Carly’s Quiet Conference

My third noteworthy conference came this morning in AP Lang.  Carly is a pretty solid writer, but still in the process of growing into her voice and style.  AP so far has been a healthy challenge for her, but as a somewhat introverted personality, Carly has struggled with engaging with me when conferring.  During our last conference we did have a good conversation about some of her ideas, but I had to prompt her repeatedly with questions to drive the conversation forward.  It’s productive, but falls short of what I want writers to do when they’re fully confident in their abilities.

Today went a bit better, but her reluctance to talk boldly about her writing ideas continues to be a struggle for her.  As we talked over her draft today we were able to 

  • Discuss the inexactness of her current central argument
  • Examine the usefulness and limitations of her current body of evidence (all anecdotal)
  • Identify some types of evidence she might draw from to strengthen her piece’s perspective.

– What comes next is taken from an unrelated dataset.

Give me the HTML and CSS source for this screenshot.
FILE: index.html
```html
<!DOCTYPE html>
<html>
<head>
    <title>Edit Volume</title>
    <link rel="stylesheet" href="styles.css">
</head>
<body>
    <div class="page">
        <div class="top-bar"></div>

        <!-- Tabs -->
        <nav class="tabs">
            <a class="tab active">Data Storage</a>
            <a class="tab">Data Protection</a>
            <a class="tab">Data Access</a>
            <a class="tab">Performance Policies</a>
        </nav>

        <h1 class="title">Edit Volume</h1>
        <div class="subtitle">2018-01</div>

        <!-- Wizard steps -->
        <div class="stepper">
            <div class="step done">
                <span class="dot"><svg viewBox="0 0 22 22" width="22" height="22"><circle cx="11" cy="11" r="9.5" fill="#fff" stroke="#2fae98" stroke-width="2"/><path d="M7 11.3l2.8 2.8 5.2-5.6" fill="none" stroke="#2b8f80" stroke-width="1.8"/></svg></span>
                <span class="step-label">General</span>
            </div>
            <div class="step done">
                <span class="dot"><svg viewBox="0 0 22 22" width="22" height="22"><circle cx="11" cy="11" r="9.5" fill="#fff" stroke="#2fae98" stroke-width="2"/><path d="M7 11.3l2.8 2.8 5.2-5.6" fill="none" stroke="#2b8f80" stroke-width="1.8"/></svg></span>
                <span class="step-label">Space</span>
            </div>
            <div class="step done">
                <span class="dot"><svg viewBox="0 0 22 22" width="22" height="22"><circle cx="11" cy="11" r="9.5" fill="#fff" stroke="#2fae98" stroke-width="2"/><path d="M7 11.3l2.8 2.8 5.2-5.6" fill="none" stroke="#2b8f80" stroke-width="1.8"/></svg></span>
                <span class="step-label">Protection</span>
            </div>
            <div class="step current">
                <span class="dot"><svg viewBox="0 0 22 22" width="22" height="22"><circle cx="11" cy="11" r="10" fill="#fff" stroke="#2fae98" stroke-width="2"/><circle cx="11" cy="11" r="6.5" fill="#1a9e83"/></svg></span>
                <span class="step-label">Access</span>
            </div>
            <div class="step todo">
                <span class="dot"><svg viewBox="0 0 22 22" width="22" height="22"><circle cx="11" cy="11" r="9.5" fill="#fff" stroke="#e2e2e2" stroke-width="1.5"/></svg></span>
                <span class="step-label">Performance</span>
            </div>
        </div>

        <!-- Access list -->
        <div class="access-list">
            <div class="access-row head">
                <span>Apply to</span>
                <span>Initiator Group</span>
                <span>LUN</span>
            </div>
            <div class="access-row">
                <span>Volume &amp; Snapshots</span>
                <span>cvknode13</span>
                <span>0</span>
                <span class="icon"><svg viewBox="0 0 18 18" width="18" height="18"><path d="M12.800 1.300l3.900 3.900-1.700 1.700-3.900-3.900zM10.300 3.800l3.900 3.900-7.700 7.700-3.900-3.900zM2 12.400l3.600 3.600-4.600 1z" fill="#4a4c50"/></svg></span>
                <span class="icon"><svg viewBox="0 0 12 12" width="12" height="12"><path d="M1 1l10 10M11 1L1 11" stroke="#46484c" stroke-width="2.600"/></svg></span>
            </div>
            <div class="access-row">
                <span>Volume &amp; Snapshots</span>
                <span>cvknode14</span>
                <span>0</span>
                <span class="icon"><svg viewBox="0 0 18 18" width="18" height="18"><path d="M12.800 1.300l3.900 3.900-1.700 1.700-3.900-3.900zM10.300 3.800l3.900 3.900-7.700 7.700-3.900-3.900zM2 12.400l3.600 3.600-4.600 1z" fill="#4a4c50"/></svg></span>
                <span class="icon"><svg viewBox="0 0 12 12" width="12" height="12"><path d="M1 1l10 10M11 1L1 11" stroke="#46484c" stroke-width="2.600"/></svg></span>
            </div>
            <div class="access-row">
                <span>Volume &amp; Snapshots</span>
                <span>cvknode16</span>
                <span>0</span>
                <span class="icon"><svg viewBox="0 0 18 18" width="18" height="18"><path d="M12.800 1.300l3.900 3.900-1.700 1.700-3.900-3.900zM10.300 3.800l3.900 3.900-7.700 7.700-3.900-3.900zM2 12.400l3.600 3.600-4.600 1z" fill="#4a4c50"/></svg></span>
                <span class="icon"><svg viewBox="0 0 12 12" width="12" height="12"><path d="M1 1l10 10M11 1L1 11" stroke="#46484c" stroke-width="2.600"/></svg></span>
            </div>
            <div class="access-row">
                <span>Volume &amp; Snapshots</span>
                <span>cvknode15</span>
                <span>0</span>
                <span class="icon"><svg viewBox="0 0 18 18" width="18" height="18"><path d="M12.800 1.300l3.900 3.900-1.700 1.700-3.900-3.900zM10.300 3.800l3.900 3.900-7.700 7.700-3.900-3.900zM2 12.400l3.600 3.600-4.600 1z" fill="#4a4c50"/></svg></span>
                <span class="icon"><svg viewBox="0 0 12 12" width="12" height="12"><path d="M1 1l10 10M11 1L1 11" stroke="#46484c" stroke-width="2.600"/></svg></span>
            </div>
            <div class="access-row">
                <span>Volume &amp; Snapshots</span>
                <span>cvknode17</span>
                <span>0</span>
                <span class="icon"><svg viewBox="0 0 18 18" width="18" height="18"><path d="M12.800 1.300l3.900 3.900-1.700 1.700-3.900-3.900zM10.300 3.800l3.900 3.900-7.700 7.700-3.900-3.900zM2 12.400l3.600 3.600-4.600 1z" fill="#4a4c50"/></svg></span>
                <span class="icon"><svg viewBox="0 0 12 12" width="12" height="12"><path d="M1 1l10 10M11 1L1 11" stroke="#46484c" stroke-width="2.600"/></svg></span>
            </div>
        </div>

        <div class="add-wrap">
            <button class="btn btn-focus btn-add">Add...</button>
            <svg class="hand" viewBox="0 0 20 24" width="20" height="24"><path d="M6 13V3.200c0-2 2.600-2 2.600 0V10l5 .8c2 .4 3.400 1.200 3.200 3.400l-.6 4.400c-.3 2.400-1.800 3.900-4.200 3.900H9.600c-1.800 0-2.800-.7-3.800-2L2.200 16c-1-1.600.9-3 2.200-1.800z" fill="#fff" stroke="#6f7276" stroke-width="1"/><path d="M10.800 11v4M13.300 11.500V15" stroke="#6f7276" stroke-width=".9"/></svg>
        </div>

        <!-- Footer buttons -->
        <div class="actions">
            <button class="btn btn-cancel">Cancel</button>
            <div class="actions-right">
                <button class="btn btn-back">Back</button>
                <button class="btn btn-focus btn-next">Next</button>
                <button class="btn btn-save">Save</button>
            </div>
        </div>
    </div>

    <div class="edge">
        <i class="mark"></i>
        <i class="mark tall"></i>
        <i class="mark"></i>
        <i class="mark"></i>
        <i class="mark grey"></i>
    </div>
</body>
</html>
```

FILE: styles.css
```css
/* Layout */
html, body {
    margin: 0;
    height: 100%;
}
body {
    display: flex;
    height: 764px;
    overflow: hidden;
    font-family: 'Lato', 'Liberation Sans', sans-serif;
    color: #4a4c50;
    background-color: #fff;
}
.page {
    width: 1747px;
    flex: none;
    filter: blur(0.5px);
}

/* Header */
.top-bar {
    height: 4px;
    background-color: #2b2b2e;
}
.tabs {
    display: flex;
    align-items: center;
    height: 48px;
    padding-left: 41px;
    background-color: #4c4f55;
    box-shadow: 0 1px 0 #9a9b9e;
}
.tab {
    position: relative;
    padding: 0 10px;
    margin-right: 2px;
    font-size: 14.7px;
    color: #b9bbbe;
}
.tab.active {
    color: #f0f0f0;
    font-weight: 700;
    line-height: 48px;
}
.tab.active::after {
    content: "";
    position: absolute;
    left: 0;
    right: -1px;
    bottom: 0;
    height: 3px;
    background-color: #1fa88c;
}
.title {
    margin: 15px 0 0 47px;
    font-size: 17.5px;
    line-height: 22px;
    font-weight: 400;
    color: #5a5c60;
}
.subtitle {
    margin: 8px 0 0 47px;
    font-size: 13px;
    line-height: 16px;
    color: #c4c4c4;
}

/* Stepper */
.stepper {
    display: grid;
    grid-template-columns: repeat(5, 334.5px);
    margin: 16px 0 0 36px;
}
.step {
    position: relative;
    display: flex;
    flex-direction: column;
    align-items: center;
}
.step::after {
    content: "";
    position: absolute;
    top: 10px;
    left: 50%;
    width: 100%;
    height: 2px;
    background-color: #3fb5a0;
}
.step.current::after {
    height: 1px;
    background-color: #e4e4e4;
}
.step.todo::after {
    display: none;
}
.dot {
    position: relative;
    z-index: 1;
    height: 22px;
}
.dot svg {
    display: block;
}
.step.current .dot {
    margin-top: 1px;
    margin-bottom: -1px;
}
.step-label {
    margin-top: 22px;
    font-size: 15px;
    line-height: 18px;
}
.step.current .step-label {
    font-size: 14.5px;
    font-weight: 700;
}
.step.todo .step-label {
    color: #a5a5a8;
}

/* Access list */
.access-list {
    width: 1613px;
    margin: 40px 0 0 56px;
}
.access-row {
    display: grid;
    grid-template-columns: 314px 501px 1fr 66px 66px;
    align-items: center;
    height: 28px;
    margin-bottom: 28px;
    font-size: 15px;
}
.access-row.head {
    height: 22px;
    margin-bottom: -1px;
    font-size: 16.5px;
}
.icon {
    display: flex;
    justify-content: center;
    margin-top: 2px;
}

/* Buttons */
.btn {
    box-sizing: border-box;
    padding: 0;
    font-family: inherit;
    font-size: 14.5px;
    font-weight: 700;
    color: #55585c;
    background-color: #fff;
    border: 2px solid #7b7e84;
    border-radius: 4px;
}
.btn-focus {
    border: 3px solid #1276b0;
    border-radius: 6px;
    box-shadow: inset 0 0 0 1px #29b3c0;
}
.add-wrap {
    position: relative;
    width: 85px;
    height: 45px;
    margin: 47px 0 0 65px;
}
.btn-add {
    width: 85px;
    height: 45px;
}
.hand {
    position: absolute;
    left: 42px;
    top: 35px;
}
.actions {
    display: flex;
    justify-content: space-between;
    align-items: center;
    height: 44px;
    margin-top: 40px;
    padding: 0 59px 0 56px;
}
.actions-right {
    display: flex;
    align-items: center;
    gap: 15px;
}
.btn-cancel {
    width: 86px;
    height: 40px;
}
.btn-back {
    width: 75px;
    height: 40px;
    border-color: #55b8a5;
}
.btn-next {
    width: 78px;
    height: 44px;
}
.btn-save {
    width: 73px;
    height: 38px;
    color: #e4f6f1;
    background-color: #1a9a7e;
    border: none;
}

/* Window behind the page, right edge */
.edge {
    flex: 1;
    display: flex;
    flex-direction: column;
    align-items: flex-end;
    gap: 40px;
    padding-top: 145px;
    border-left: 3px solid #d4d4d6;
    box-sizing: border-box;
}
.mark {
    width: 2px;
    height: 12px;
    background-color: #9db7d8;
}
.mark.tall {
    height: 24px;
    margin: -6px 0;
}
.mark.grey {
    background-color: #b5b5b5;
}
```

It was productive overall, but in each bullet point I recognize the need to help Carly grow.  I had these same conversations with other writers today, but the results were more productive.  The shyness I saw the first time around wasn’t just “talking to adults” type jitters: Carly lacks confidence in her writing choices. Discussions about broadening evidence created some really fantastic thinking from other students with a little verbal prompting, but Carly just said “Yeah” and that she’d have to think more and figure something out.  She’s not sure where to go from here because she’s never had much chance to talk about her ideas before.  She’s getting there slowly, but she’s exactly the sort of student who you can see grow every time you sit down with her to talk writing.

I’m exhausted already and this was just day one.  But I’m also satisfied by what I heard from writers all day.  I know them all a little bit better now, and they have a little bit more confidence as they set fingers to keyboards again.